▸ GOAL
Identify each line in the records below that contains the word "index", and copy it.

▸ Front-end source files
--- --- ---

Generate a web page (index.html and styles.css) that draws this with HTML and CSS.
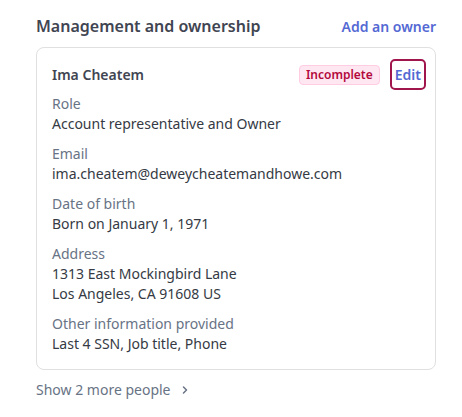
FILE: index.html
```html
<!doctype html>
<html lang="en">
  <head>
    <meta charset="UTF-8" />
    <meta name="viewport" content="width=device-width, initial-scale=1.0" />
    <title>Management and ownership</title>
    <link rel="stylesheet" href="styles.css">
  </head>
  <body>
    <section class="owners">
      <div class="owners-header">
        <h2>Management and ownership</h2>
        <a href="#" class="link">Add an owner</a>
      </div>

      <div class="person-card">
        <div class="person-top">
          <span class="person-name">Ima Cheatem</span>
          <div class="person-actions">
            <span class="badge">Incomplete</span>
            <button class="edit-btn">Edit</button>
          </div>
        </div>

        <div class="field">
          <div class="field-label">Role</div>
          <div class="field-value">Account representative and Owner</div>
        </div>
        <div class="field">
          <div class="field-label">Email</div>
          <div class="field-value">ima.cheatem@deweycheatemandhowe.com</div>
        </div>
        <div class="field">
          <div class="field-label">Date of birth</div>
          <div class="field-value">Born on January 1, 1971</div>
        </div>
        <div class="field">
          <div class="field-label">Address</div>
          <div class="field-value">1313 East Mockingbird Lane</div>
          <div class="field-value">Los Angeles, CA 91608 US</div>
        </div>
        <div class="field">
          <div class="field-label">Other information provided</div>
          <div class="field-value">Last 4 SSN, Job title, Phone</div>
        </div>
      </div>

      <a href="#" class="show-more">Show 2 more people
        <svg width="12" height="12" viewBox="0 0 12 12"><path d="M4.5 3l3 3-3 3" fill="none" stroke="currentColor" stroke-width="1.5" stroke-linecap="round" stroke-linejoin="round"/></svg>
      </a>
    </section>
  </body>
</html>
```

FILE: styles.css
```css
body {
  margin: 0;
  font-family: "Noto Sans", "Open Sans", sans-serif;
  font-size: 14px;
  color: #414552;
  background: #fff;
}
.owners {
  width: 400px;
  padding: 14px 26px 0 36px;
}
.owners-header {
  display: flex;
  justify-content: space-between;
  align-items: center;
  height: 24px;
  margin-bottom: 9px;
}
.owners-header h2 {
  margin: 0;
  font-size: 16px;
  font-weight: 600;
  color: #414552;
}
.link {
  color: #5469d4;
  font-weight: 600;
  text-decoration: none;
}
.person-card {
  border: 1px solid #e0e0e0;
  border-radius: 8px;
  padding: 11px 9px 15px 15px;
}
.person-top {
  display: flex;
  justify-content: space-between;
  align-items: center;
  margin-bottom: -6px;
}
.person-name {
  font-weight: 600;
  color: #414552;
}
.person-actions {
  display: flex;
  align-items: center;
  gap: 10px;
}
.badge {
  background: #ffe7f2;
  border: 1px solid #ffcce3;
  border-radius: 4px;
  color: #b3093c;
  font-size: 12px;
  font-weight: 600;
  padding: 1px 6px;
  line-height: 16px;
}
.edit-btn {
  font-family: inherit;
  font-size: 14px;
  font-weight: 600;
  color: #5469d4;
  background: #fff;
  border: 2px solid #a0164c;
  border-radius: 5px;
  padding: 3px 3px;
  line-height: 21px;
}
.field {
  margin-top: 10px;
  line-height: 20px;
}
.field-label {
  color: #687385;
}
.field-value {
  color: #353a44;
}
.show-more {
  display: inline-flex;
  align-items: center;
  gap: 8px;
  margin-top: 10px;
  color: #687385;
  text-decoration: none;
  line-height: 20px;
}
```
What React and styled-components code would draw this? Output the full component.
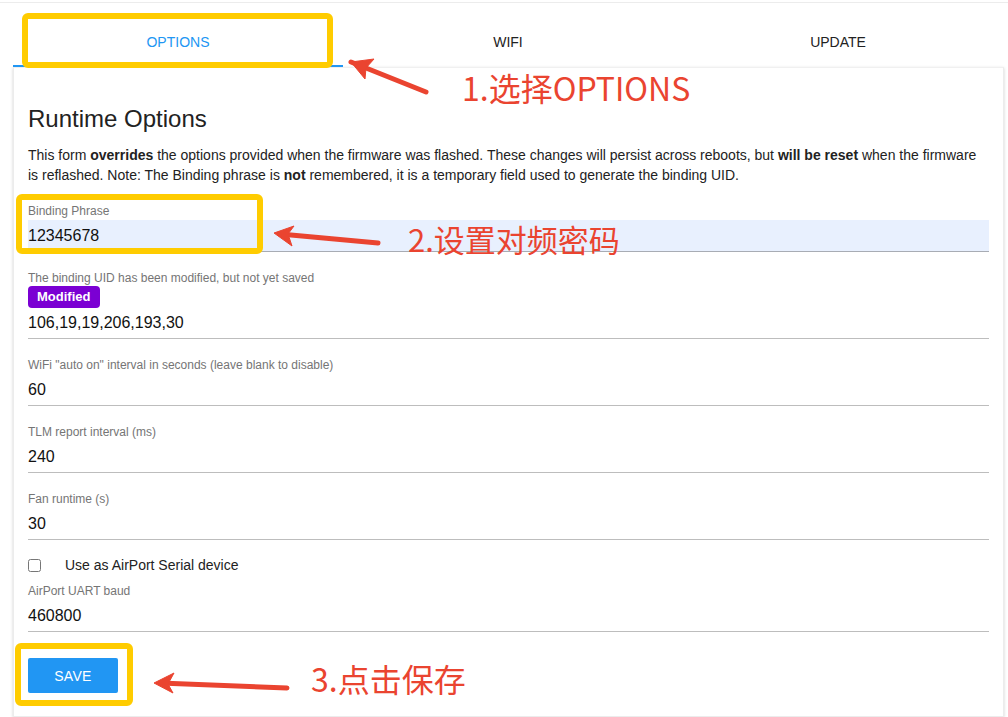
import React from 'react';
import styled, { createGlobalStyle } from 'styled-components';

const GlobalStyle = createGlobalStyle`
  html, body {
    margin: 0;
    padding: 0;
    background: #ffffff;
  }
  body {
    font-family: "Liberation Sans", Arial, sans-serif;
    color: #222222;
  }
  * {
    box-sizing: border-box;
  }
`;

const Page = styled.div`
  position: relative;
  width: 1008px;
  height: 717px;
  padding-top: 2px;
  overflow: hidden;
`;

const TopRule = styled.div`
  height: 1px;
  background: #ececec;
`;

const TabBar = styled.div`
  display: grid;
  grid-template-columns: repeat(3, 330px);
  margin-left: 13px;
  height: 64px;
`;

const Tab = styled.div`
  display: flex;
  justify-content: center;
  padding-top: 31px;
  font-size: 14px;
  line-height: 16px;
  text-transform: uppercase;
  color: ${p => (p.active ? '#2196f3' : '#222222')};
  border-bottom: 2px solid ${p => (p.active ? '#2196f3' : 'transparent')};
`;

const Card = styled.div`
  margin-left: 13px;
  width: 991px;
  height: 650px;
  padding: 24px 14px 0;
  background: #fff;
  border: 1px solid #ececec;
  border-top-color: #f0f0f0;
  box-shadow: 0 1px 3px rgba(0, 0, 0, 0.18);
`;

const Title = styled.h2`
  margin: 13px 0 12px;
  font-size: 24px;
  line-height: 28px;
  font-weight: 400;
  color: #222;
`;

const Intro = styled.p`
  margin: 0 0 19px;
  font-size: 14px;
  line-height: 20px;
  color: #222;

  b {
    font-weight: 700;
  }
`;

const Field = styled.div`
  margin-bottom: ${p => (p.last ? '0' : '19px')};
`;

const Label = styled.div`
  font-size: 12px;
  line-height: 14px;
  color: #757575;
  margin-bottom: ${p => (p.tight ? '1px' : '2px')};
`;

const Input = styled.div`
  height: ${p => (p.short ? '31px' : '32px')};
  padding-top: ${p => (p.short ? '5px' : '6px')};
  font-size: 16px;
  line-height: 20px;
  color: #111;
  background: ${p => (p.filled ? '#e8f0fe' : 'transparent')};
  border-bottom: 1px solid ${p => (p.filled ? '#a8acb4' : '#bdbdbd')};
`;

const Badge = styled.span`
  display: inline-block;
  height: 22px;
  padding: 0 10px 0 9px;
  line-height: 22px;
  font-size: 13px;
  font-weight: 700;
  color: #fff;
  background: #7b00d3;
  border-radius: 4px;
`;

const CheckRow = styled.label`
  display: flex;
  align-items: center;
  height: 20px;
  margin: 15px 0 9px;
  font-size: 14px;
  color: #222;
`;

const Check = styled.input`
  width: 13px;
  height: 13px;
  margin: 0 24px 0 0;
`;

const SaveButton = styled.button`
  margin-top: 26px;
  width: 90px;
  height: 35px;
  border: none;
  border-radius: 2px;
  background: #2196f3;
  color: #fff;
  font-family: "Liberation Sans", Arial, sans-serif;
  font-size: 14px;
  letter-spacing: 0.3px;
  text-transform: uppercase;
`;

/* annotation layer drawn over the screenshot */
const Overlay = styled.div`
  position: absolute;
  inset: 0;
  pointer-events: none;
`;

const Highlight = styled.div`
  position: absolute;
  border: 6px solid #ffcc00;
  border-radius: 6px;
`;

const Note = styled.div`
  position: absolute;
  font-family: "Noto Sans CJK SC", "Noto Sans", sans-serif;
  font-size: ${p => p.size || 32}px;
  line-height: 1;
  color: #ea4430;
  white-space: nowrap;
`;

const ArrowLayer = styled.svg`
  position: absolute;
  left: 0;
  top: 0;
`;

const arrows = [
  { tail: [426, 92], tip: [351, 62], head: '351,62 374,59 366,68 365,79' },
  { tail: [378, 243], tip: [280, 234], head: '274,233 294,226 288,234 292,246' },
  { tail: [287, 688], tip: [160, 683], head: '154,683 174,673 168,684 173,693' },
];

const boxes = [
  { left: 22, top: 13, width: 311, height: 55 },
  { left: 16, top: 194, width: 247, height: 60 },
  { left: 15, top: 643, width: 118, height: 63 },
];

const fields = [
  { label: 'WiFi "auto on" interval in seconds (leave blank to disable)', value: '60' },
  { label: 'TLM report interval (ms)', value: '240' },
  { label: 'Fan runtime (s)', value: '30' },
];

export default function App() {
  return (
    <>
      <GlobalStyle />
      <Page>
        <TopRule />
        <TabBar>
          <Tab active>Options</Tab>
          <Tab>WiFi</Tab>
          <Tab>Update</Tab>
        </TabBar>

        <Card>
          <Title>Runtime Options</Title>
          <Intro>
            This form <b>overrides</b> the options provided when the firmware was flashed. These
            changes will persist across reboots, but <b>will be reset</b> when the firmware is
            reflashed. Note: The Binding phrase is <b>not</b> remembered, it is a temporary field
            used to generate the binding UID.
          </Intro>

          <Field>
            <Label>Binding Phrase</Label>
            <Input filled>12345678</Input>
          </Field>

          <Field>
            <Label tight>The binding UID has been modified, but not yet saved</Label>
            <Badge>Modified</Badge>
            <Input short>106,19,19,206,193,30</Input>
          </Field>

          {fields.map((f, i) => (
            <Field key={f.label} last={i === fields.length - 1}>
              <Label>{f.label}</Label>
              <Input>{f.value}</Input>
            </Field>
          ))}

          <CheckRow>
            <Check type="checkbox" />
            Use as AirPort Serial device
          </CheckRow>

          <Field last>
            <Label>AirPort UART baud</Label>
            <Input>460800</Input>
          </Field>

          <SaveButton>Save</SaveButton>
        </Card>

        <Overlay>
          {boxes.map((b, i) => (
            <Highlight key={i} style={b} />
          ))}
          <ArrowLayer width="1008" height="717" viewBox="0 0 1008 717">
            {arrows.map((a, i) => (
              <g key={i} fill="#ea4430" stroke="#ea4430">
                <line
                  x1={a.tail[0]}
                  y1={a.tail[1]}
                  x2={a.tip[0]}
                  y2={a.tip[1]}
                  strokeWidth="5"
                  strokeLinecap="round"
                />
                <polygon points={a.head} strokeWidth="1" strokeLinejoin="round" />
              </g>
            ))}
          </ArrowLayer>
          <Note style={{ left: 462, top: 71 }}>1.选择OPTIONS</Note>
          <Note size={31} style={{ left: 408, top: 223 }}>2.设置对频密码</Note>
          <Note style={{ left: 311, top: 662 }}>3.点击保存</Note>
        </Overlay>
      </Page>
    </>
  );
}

--- --- ---

▸ EXERCISE OUTPUT
Generate a web page (index.html and styles.css) that draws this with HTML and CSS.
FILE: index.html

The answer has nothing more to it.